Typical applications for HID device drivers include

  • Keyboard drivers
  • Mouse drivers
  • Touch drivers
  • Game controller drivers
  • Keyboard filter drivers
  • Mouse filter drivers

A good entry into the HID specification can be found at this USB human interface device link as well as from Microsoft HID Documentation

Have a HID driver project? See our Windows driver development services or contact us to get started.

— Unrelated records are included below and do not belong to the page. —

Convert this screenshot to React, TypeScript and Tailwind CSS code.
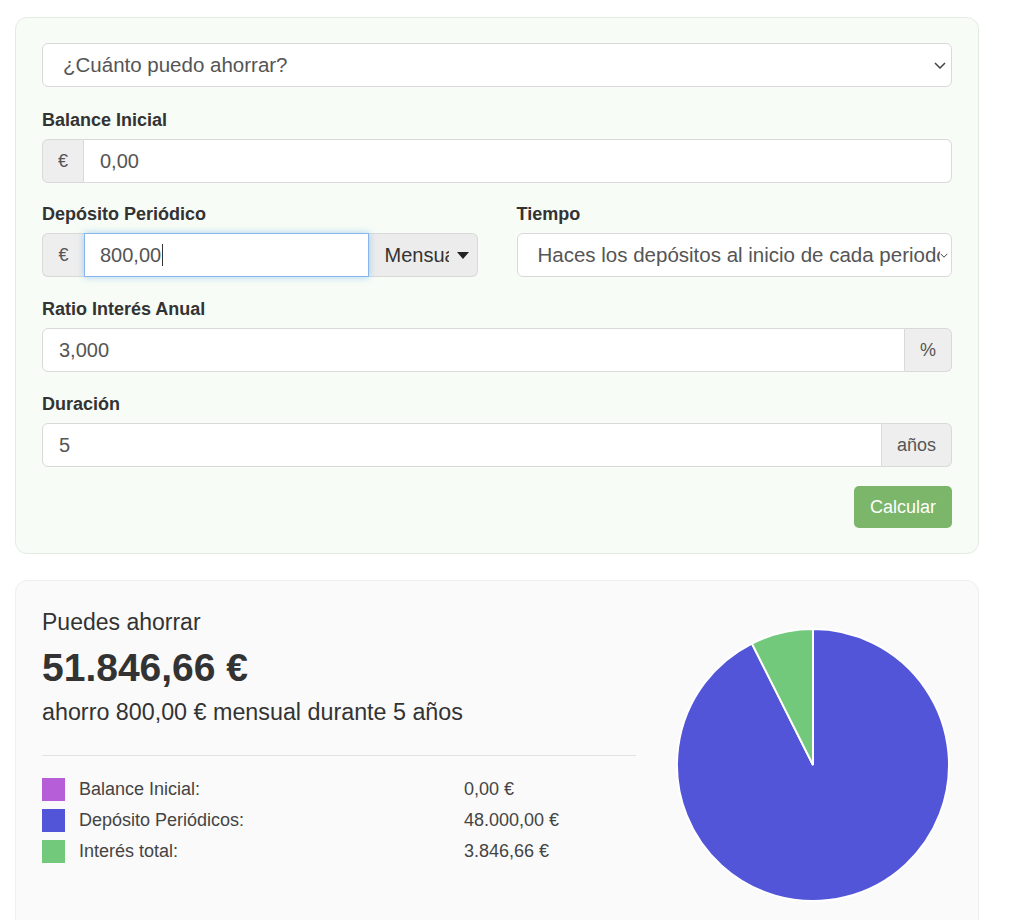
import { ReactNode } from "react";

function Chevron({ className }: { className?: string }) {
  return (
    <svg viewBox="0 0 12 7" className={className} fill="none">
      <path d="M1 1l5 5 5-5" stroke="#444" strokeWidth="1.5" />
    </svg>
  );
}

function FieldLabel({ children }: { children: ReactNode }) {
  return (
    <div className="mb-[9px] text-[18px] font-bold leading-[20px] text-[#333]">
      {children}
    </div>
  );
}

function Addon({
  children,
  className,
}: {
  children: ReactNode;
  className: string;
}) {
  return (
    <div
      className={`flex h-full items-center justify-center border border-[#d9d9d9] bg-[#eee] text-[18px] text-[#555] ${className}`}
    >
      {children}
    </div>
  );
}

const legend = [
  { label: "Balance Inicial:", value: "0,00 €", color: "bg-[#b55ed8]" },
  { label: "Depósito Periódicos:", value: "48.000,00 €", color: "bg-[#5255d7]" },
  { label: "Interés total:", value: "3.846,66 €", color: "bg-[#72c97b]" },
];

export default function App() {
  return (
    <div className="min-h-[920px] bg-white pl-[15px] pt-[17px] font-['Liberation_Sans',Arial,sans-serif] text-[#333]">
      {/* formulario */}
      <div className="w-[964px] rounded-[12px] border border-[#e3ece3] bg-[#f7fcf6] px-[26px] pb-[25px] pt-[25px]">
        <div className="flex h-[44px] items-center rounded-[6px] border border-[#d9d9d9] bg-white pl-[20px] pr-[5px] text-[20.5px] text-[#555]">
          <span className="flex-1">¿Cuánto puedo ahorrar?</span>
          <Chevron className="h-[7px] w-[12px]" />
        </div>

        <div className="mt-[23px]">
          <FieldLabel>Balance Inicial</FieldLabel>
          <div className="flex h-[44px]">
            <Addon className="w-[42px] rounded-l-[6px]">€</Addon>
            <div className="flex flex-1 items-center rounded-r-[6px] border border-l-0 border-[#d9d9d9] bg-white pl-[16px] text-[20px] text-[#555]">
              0,00
            </div>
          </div>
        </div>

        <div className="mt-[21px] grid grid-cols-2 gap-x-[39px]">
          <div>
            <FieldLabel>Depósito Periódico</FieldLabel>
            <div className="flex h-[44px]">
              <Addon className="w-[42px] rounded-l-[6px] border-r-0">€</Addon>
              <div className="relative z-10 flex flex-1 items-center border border-[#86b6ea] bg-white pl-[15px] text-[20px] text-[#555] shadow-[0_0_7px_rgba(102,175,233,0.55)]">
                800,00
                <span className="ml-[1px] h-[22px] w-px bg-[#333]" />
              </div>
              <div className="flex w-[109px] items-center rounded-r-[6px] border border-l-0 border-[#d9d9d9] bg-[#ececec] pl-[16px] pr-[8px] text-[20px] text-[#333]">
                <span className="w-[64px] overflow-hidden whitespace-nowrap">
                  Mensual
                </span>
                <svg viewBox="0 0 12 7" className="ml-[8px] h-[7px] w-[12px]">
                  <path d="M0 0h12L6 7z" fill="#222" />
                </svg>
              </div>
            </div>
          </div>
          <div>
            <FieldLabel>Tiempo</FieldLabel>
            <div className="flex h-[44px] items-center rounded-[6px] border border-[#d9d9d9] bg-white pl-[20px] pr-[3px] text-[20.5px] text-[#555]">
              <span className="flex-1 overflow-hidden whitespace-nowrap">
                Haces los depósitos al inicio de cada periodo
              </span>
              <Chevron className="h-[5px] w-[8px]" />
            </div>
          </div>
        </div>

        <div className="mt-[22px]">
          <FieldLabel>Ratio Interés Anual</FieldLabel>
          <div className="flex h-[44px]">
            <div className="flex flex-1 items-center rounded-l-[6px] border border-[#d9d9d9] bg-white pl-[16px] text-[20px] text-[#555]">
              3,000
            </div>
            <Addon className="w-[47px] rounded-r-[6px] border-l-0">%</Addon>
          </div>
        </div>

        <div className="mt-[22px]">
          <FieldLabel>Duración</FieldLabel>
          <div className="flex h-[44px]">
            <div className="flex flex-1 items-center rounded-l-[6px] border border-[#d9d9d9] bg-white pl-[16px] text-[20px] text-[#555]">
              5
            </div>
            <Addon className="w-[70px] rounded-r-[6px] border-l-0">años</Addon>
          </div>
        </div>

        <div className="mt-[19px] flex justify-end">
          <button
            type="button"
            className="h-[42px] rounded-[5px] bg-[#7bb66a] px-[16px] text-[18px] text-white"
          >
            Calcular
          </button>
        </div>
      </div>

      {/* resultado */}
      <div className="mt-[26px] flex w-[964px] items-start gap-[40px] rounded-[12px] border border-[#efefef] bg-[#fafafa] px-[26px] pb-[30px] pt-[29px]">
        <div className="w-[594px]">
          <div className="text-[23px] leading-[1.1]">Puedes ahorrar</div>
          <div className="mt-[12px] text-[39px] font-bold leading-[1.1]">
            51.846,66 €
          </div>
          <div className="mt-[10px] text-[23.3px] leading-[1.1]">
            ahorro 800,00 € mensual durante 5 años
          </div>
          <div className="mt-[29px] h-px bg-[#e3e3e3]" />
          <div className="mt-[22px] flex flex-col gap-[8px]">
            {legend.map((item) => (
              <div key={item.label} className="flex h-[23px] items-center text-[18px] text-[#444]">
                <span className={`h-[23px] w-[23px] ${item.color}`} />
                <span className="ml-[14px] w-[385px]">{item.label}</span>
                <span>{item.value}</span>
              </div>
            ))}
          </div>
        </div>
        <svg viewBox="0 0 274 274" className="mt-[18px] h-[274px] w-[274px] shrink-0">
          <path
            d="M137 137 L137 1 A136 136 0 1 1 75.87 15.51 Z"
            fill="#5355d8"
            stroke="#fff"
            strokeWidth="2"
          />
          <path
            d="M137 137 L75.87 15.51 A136 136 0 0 1 137 1 Z"
            fill="#73c97b"
            stroke="#fff"
            strokeWidth="2"
          />
        </svg>
      </div>
    </div>
  );
}
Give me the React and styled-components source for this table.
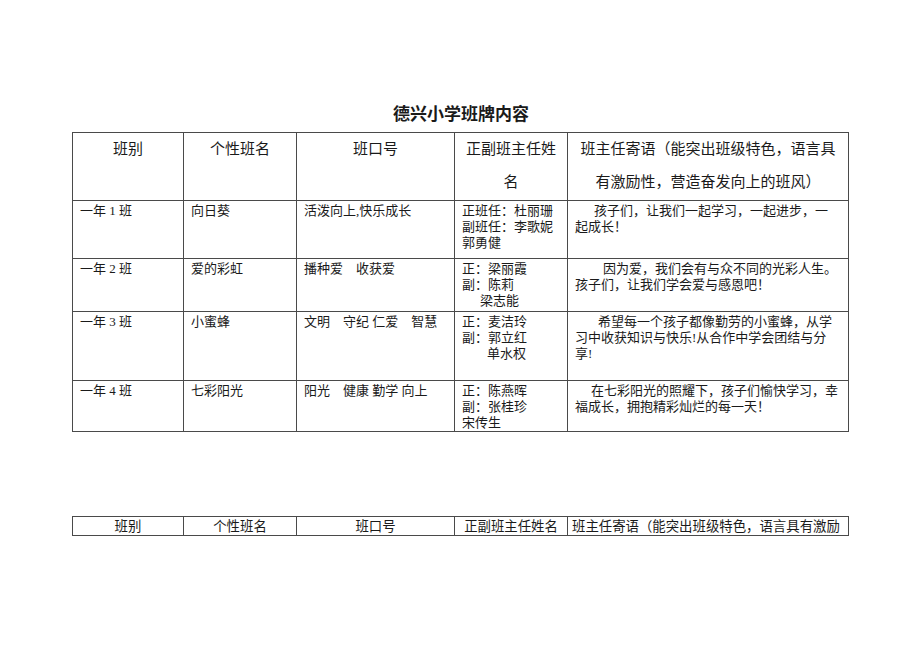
import React from 'react';
import styled, { createGlobalStyle } from 'styled-components';

const GlobalStyle = createGlobalStyle`
  html, body {
    margin: 0;
    padding: 0;
    background: #ffffff;
  }
  body {
    font-family: "Liberation Serif", "Noto Sans CJK SC", serif;
    color: #1a1a1a;
  }
`;

const Page = styled.div`
  width: 920px;
  height: 651px;
  box-sizing: border-box;
  padding: 104px 72px 0 72px;
`;

const Title = styled.h1`
  margin: 0 0 6px 0;
  font-size: 17px;
  line-height: 22px;
  font-weight: bold;
  text-align: center;
  padding-left: 2px;
`;

const Table = styled.table`
  width: 776px;
  table-layout: fixed;
  border-collapse: collapse;
  margin-top: ${props => props.gap || 0}px;
`;

const Col = styled.col`
  width: ${props => props.w}px;
`;

const Row = styled.tr`
  height: ${props => props.h}px;
`;

const HeadCell = styled.th`
  border: 1px solid #4a4a4a;
  padding: 0 6px;
  font-size: 15px;
  line-height: 33px;
  font-weight: normal;
  text-align: center;
  vertical-align: top;
`;

const Cell = styled.td`
  border: 1px solid #4a4a4a;
  padding: 2px 6px 0 7px;
  font-size: 13px;
  line-height: 16px;
  text-align: left;
  vertical-align: top;
  white-space: pre-wrap;
  text-indent: ${props => props.indent || 0}px;
`;

const Indent = styled.span`
  padding-left: ${props => props.w}px;
`;

const SmallCell = styled.td`
  border: 1px solid #4a4a4a;
  padding: 0 4px;
  font-size: 13.4px;
  line-height: 17px;
  text-align: ${props => (props.left ? 'left' : 'center')};
  white-space: nowrap;
  overflow: hidden;
  vertical-align: middle;
`;

const widths = [111, 113, 158, 113, 281];

const rows = [
  {
    h: 58,
    cls: '一年 1 班',
    name: '向日葵',
    motto: '活泼向上,快乐成长',
    teachers: [['正班任：杜丽珊', 0], ['副班任：李歌妮', 0], ['郭勇健', 0]],
    indent: 19,
    words: ['孩子们，让我们一起学习，一起进步，一', '起成长！'],
  },
  {
    h: 53,
    cls: '一年 2 班',
    name: '爱的彩虹',
    motto: '播种爱　收获爱',
    teachers: [['正：梁丽霞', 0], ['副：陈莉', 0], ['梁志能', 18]],
    indent: 28,
    words: ['因为爱，我们会有与众不同的光彩人生。', '孩子们，让我们学会爱与感恩吧！'],
  },
  {
    h: 69,
    cls: '一年 3 班',
    name: '小蜜蜂',
    motto: '文明　守纪 仁爱　智慧',
    teachers: [['正：麦洁玲', 0], ['副：郭立红', 0], ['单水权', 25]],
    indent: 23,
    words: ['希望每一个孩子都像勤劳的小蜜蜂，从学', '习中收获知识与快乐!从合作中学会团结与分', '享!'],
  },
  {
    h: 51,
    cls: '一年 4 班',
    name: '七彩阳光',
    motto: '阳光　健康 勤学 向上',
    teachers: [['正：陈燕晖', 0], ['副：张桂珍', 0], ['宋传生', 0]],
    indent: 16,
    words: ['在七彩阳光的照耀下，孩子们愉快学习，幸', '福成长，拥抱精彩灿烂的每一天！'],
  },
];

const Columns = () => (
  <colgroup>
    {widths.map((w, i) => (
      <Col key={i} w={w} />
    ))}
  </colgroup>
);

const App = () => {
  return (
    <Page>
      <GlobalStyle />
      <Title>德兴小学班牌内容</Title>
      <Table>
        <Columns />
        <tbody>
          <Row h={68}>
            <HeadCell>班别</HeadCell>
            <HeadCell>个性班名</HeadCell>
            <HeadCell>班口号</HeadCell>
            <HeadCell>正副班主任姓<br />名</HeadCell>
            <HeadCell>班主任寄语（能突出班级特色，语言具<br />有激励性，营造奋发向上的班风）</HeadCell>
          </Row>
          {rows.map((r, i) => (
            <Row h={r.h} key={i}>
              <Cell>{r.cls}</Cell>
              <Cell>{r.name}</Cell>
              <Cell>{r.motto}</Cell>
              <Cell>
                {r.teachers.map(([t, pad], j) => (
                  <div key={j}>
                    <Indent w={pad}>{t}</Indent>
                  </div>
                ))}
              </Cell>
              <Cell indent={r.indent}>
                {r.words.map((w, j) => (
                  <React.Fragment key={j}>
                    {j > 0 && <br />}
                    {w}
                  </React.Fragment>
                ))}
              </Cell>
            </Row>
          ))}
        </tbody>
      </Table>
      <Table gap={84}>
        <Columns />
        <tbody>
          <Row h={19}>
            <SmallCell>班别</SmallCell>
            <SmallCell>个性班名</SmallCell>
            <SmallCell>班口号</SmallCell>
            <SmallCell>正副班主任姓名</SmallCell>
            <SmallCell left>班主任寄语（能突出班级特色，语言具有激励</SmallCell>
          </Row>
        </tbody>
      </Table>
    </Page>
  );
};

export default App;
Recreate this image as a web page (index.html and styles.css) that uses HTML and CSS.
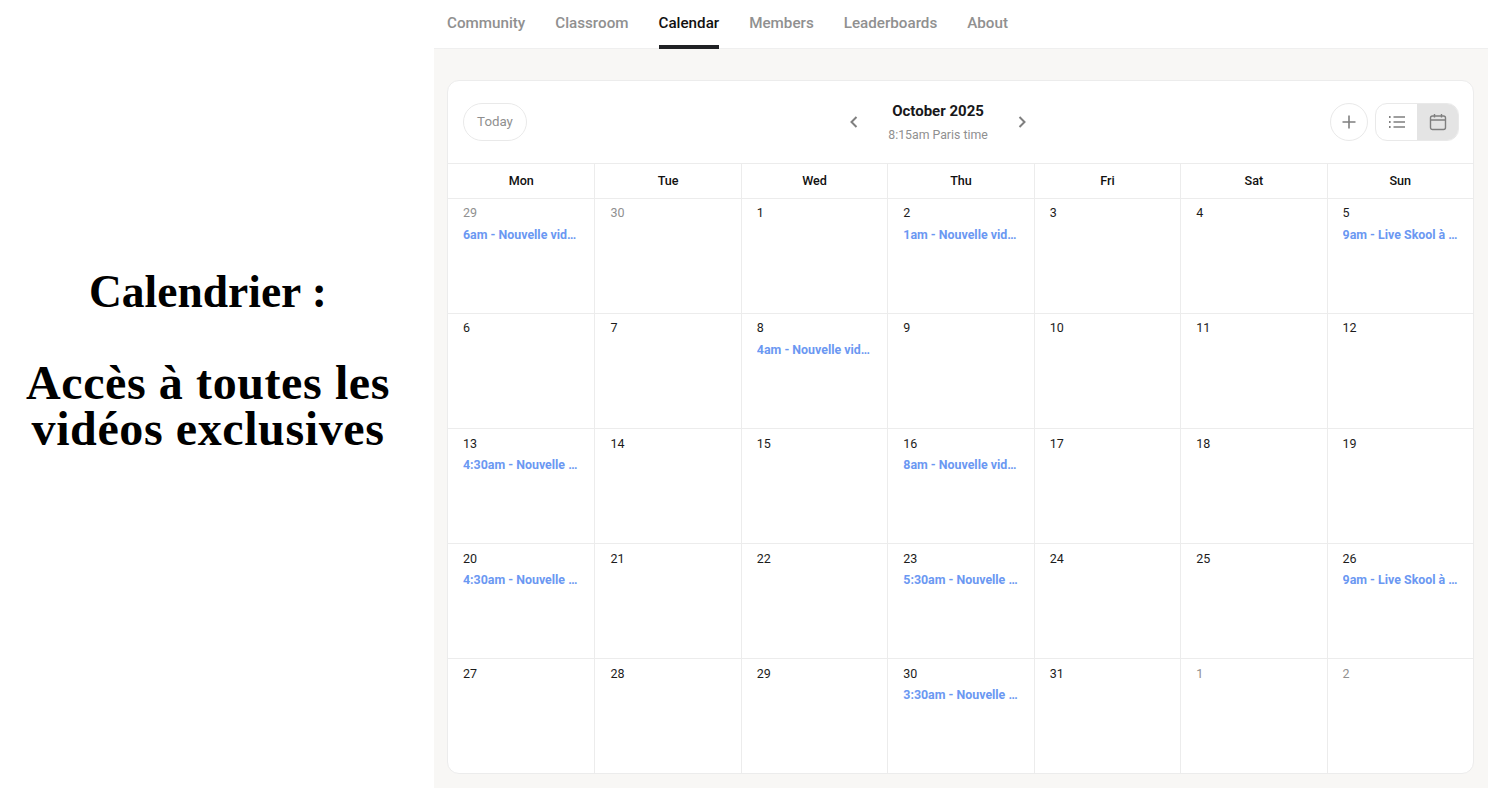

Frequently Asked Questions

What is a HID driver in Windows?
HID stands for Human Interface Device, a USB device class specification that defines how input devices such as keyboards, mice, game controllers, and touch screens describe their data format to the operating system. Windows includes a built-in HID class driver that handles conforming USB HID devices without additional software. Custom HID drivers are needed when a device uses a non-standard HID descriptor, requires functionality not exposed through the standard HID interface, or connects over a non-USB bus such as I2C or a proprietary virtual bus.
When do I need a custom HID minidriver?
You need a custom HID minidriver when your hardware communicates over a non-USB transport (I2C, SPI, or a virtual software bus), when the device reports data in a proprietary format the standard HID class driver cannot parse correctly, or when you need features such as firmware update or device-specific configuration that the standard driver does not support. For USB devices that fully conform to the HID specification, the in-box Windows HID class driver typically handles everything without additional software.
How do USB HID devices communicate with Windows?
USB HID devices communicate through the USB HID class protocol, which uses the interrupt transfer type for input reports and optionally control or interrupt transfers for output and feature reports. During enumeration the device provides a HID report descriptor that tells Windows the format and meaning of each data field. The Windows HID class driver reads this descriptor and presents the device to applications through the HID API (hidsdi.h / hidpi.h), or routes the data to the appropriate Windows input subsystem for keyboards and mice.
What is a HID filter driver used for?
A HID filter driver sits above or below the HID class driver in the device stack and intercepts the input report stream without replacing the functional driver. Common uses include modifying or augmenting report data (for example, remapping keys on a specialty keyboard), logging input for accessibility or security auditing, applying policy to block or restrict specific devices, and injecting synthetic input to simulate a physical device. Lower-edge filter drivers can also intercept raw USB traffic before the HID class driver interprets it.